More and more people are looking at the possibility of building a home extension, and it’s easy to see why. In the current housing climate, it is considerably easier to remodel and increase your living space as opposed to going through the long and expensive process of moving. When changing homes costs so much money, with stamp duty, agent fees, and delivery costs all adding up, it’s no surprise that the option of extending where you already live is fast becoming the wallet-friendly option. However, before you start drawing up blueprints, there are some factors that you will need to consider.
The first thing that is worth giving real thought to is whether an extension will add any real monetary value to your property. An extension has the potential to be a good investment, but if the ceiling price for property in your area has already been reached then an extension may do little to improve your potential return. Before you commit to an extension project, do a full cash assessment, so that you know just how much it is going to cost, how much value it will add to your property, and how much disruption it may cause during the building period. You should also look at local building laws to confirm that you will be able to build where you want to develop.
Cost vs. potential issues
If you start building your extension without proper planning, then the chances are that you will encounter potential obstacles. That’s why it’s worth discussing your project with someone who has carried out similar work in your area. While you may not have given much thought to the soil type and tree varieties on your property, these can have varying effects on the timescales needed to complete the work.
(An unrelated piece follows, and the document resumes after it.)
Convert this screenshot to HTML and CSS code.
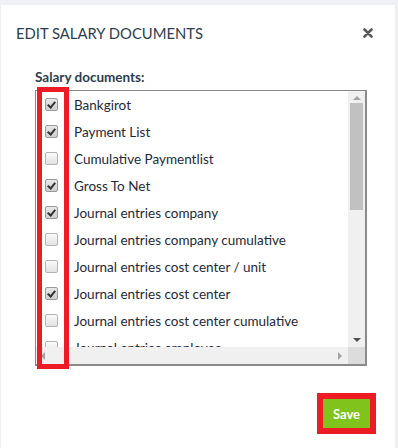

Always seek guidance from either friends who have had their own extensions built, or tradespeople who have the skill and experience to advise you professionally.
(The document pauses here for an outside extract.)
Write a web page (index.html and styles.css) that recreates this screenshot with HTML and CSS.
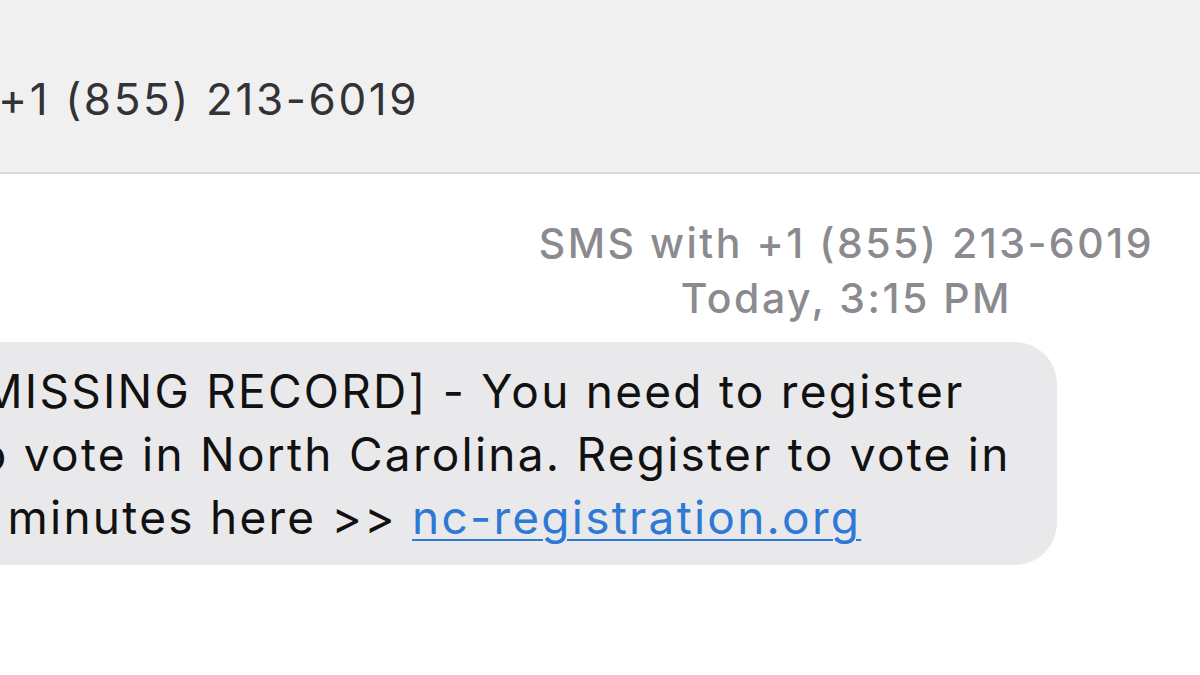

Every extension project is different, and a number of factors will determine the price that you pay. Before you commit, it’s worth giving some thought to how you will fund your project. There are some options available to you if you do not have the required savings. Always remain prudent with your money, and never overspend. However, you could choose to pay for your building work through your credit card, in order to spread out the cost, or you could opt for a personal loan, although it’s worth keeping a close eye on the repayment demands. Alternatively, you could look at the possibility of transferring your mortgage, with adjustable mortgage rate options becoming a perfectly viable option. Talk to your current mortgage provider and assess your suitability to mortgage transference, and assess the pros and cons before you make any big decisions.
With the housing market in crisis, it’s no wonder that the possibility of simply improving your own living space has become such a popular alternative to moving home entirely. Remember, before you commit to any large-scale building work make sure that you know exactly where you stand legally, and that you hire only those with experience. That way, you could be enjoying your new living space with the least amount of headaches.